Enabling Speed, and Agility for Enterprise AI
Today, the complexity of rolling out trained AI models into an actual application is slowing down time to market. One estimate put training the Llama 2 -70B model from scratch at 1.7 Million GPU hours. That would take a single NVIDIA H100 GPU 194 years to complete model training, or a 1000 node GPU cluster about 2.3 months. Then it takes another 4 to 6 months for an enterprise to incorporate that model into their application. So actual enterprise adoption of AI will hinge just as much on the ability to incorporate AI models, trained on proprietary datasets securely and safely, into applications – and that means CI/CD.
A popular example of this is in healthcare. A drug manufacturer could bring any open-source foundation model they prefer in-house and train it on their proprietary data set. The resulting custom AI model, delivered as a NIM, can then be deployed to whatever infrastructure makes the most sense—on-prem or in whatever cloud the organization prefers. The examples here could apply across almost any industry, including automotive, electronic design, retail, and warehouses.
This is where the containerized approach in NIMs could be really valuable for enterprises looking to incorporate fully-trained models into their applications. It’ll also likely enable a decentralized development model where a focused foundation AI team can focus on building and training next-generation models using the company’s proprietary data and internal algorithms. Separately, application teams would be able to pull the latest, fully validated, vetted, and approved models and incorporate them directly into their development pipeline. This model should take the many months of AI training cycles that are common today and shrink that window to days or even hours.
Flexible Deployment Models Requires Flexible Data
The implications of AI model containerization via NIMs extend to the cloud providers themselves. You can deploy your NIMs anywhere you want – to your data center or any DGX Cloud – and there is now a long list of cloud providers that offer or plan to support DGX, including all the major cloud providers and many of the newly minted GPU cloud providers like Applied Digital and Yotta. So the availability of DXG to enterprises in any deployment model, along with the flexibility enabled by NIMs, gives enterprises a level of flexibility and control they did not previously have.
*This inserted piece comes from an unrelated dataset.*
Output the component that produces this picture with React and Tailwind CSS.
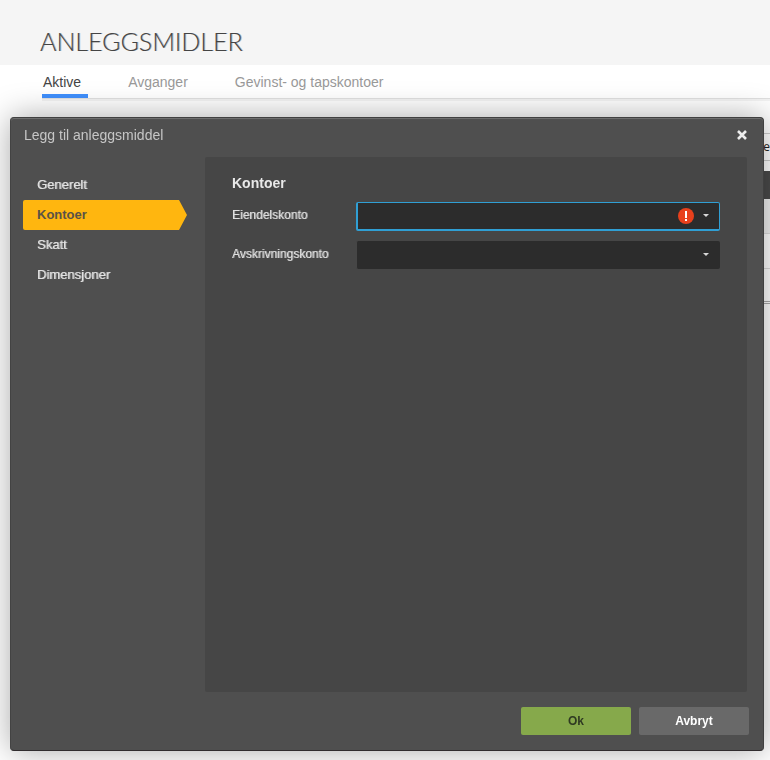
import React, { useState } from 'react';

const tabs = ['Aktive', 'Avganger', 'Gevinst- og tapskontoer'];
const sections = ['Generelt', 'Kontoer', 'Skatt', 'Dimensjoner'];

const AccountField = ({ id, label, invalid }) => (
  <div className="flex items-center">
    <label
      htmlFor={id}
      className="w-[124px] shrink-0 pb-[3px] text-[12px] leading-4 text-[#dedede] [text-shadow:1px_0_0_rgba(222,222,222,0.55)]"
    >
      {label}
    </label>
    <div className="relative flex-1">
      <select
        id={id}
        aria-invalid={invalid}
        className={`block w-full appearance-none rounded-[2px] bg-[#2c2c2c] pl-2 pr-14 text-[12px] text-[#dedede] outline-none ${
          invalid ? 'h-[29px] border border-b-2 border-l-2 border-[#309fd4]' : 'h-7 border-l border-[#464646]'
        }`}
      >
        <option value=""></option>
      </select>
      {invalid && (
        <svg className="pointer-events-none absolute right-[26px] top-[6px] h-4 w-4" viewBox="0 0 16 16">
          <circle cx="8" cy="8" r="8" fill="#e8401c" />
          <path d="M7 3h2v7H7zM7 11h2v2H7z" fill="#fff" />
        </svg>
      )}
      <svg className="pointer-events-none absolute right-[11px] top-3 h-[3px] w-[6px]" viewBox="0 0 6 3">
        <path d="M0 0h6L3 3z" fill="#d8d8d8" />
      </svg>
    </div>
  </div>
);

// Asset list, mostly hidden behind the dialog
const AssetList = () => (
  <div className="ml-[42px] mt-[34px]">
    <div className="flex h-7 items-center justify-end border-y border-[#ccc] bg-white">
      <span className="font-['Open_Sans',sans-serif] text-[12px] leading-4 text-[#222]">se</span>
    </div>
    <div className="mt-[10px] h-7 bg-[#4a4a4a]" />
    <div className="h-[35px] border-b border-[#ddd] bg-[#f0f0f0]" />
    <div className="h-[35px] border-b border-[#ddd]" />
    <div className="h-[35px] border-b-3 border-double border-[#aaa]" />
  </div>
);

const AssetDialog = () => {
  const [active, setActive] = useState('Kontoer');

  return (
    <div className="fixed inset-0 flex pb-[9px] pl-[10px] pr-[6px] pt-[117px]">
      <div
        role="dialog"
        aria-labelledby="dialog-title"
        className="flex flex-1 flex-col rounded-[4px] border border-b-[#302c2e] border-l-[#434343] border-r-[#404040] border-t-[#404040] bg-[#4f4f4f] pb-[15px] shadow-[inset_0_1px_0_#6e6e6e,0_0_32px_rgba(0,0,0,0.34)]"
      >
        <div className="flex h-[39px] shrink-0 items-center justify-between pb-[5px] pl-[13px] pr-[15px]">
          <h2 id="dialog-title" className="text-[14px] leading-5 text-[#c6c6c6]">
            Legg til anleggsmiddel
          </h2>
          <button type="button" aria-label="Lukk" className="h-3 w-3">
            <svg viewBox="0 0 12 12" className="block h-3 w-3">
              <path d="M2 2l8 8M10 2l-8 8" stroke="#eee" strokeWidth="2.6" />
            </svg>
          </button>
        </div>

        <div className="flex flex-1 pl-3 pr-4">
          <nav className="w-[164px] shrink-0 pt-[13px]">
            {sections.map((name) => (
              <button
                key={name}
                type="button"
                onClick={() => setActive(name)}
                className={`block h-[30px] w-full pl-[14px] text-left text-[13px] ${
                  active === name
                    ? 'rounded-l-[2px] bg-[#ffb60f] font-bold text-[#5a5247] [clip-path:polygon(0_0,156px_0,100%_50%,156px_100%,0_100%)]'
                    : 'text-[#e2e2e2] [text-shadow:1px_0_0_rgba(226,226,226,0.6)]'
                }`}
              >
                {name}
              </button>
            ))}
          </nav>

          <section className="ml-[18px] flex-1 rounded-[2px] bg-[#464646] pl-[27px] pr-[27px] pt-4">
            <h3 className="text-[14px] font-bold leading-5 text-[#e8e8e8]">Kontoer</h3>
            <div className="mt-[9px] flex flex-col gap-[10px]">
              <AccountField id="asset-account" label="Eiendelskonto" invalid />
              <AccountField id="depreciation-account" label="Avskrivningskonto" />
            </div>
          </section>
        </div>

        <div className="mt-[15px] flex shrink-0 justify-end gap-2 pr-[14px] text-[12px] font-bold">
          <button type="button" className="h-7 w-[110px] rounded-[2px] bg-[#86a94b] text-[#2f3a22]">
            Ok
          </button>
          <button type="button" className="h-7 w-[110px] rounded-[2px] bg-[#696969] text-white">
            Avbryt
          </button>
        </div>
      </div>
    </div>
  );
};

const App = () => (
  <div className="min-h-screen bg-white font-['Liberation_Sans',Arial,sans-serif]">
    <header className="h-[65px] bg-[#f5f5f5] pl-10 pt-[25px]">
      <h1 className="font-['Lato',sans-serif] text-[25px] font-light leading-8 text-[#444] [text-shadow:1px_0_0_rgba(68,68,68,0.35)]">
        ANLEGGSMIDLER
      </h1>
    </header>

    <nav className="ml-[42px] flex h-[34px] gap-[39px] border-b border-[#e0e0e0] text-[14px] shadow-[0_2px_0_#f3f3f3]">
      {tabs.map((tab, i) => (
        <a
          key={tab}
          href="#"
          className={`h-[33px] pl-px pr-[7px] pt-[7px] leading-5 ${
            i === 0 ? 'border-b-4 border-[#3f8ffc] text-[#444]' : 'text-[#999]'
          }`}
        >
          {tab}
        </a>
      ))}
    </nav>

    <AssetList />
    <AssetDialog />
  </div>
);

export default App;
The one gap here concerns the flexibility of the data itself. To build off Salesforce and Matthew Mcconaughey, if data is the new gold, where will you mine it? Put another way, are you going to bring your data to the model? Or are you going to bring your model to the data? Given concerns around AI safety and data privacy, it’s likely that most enterprises will choose the latter, or at least go with the former only with extreme caution. Enterprises would be smart to think about bringing this same level of deployment flexibility to data that NIMs promise to bring to AI applications – build it anywhere, deploy it anywhere.
It turns out, WEKA knows a few things about infrastructure flexibility having built an AI-native data platform entirely in software that deploys to any cloud infrastructure, most of the new GPU cloud offerings, and any commodity on-premises infrastructure using the same software. Further, with WEKA Snap to Object, enterprises can shift their deployment models at any time. So with WEKA and the NVIDIA stack of services and tools of AI application development, enterprises have the ultimate flexibility to build and run AI applications where it makes sense for their business.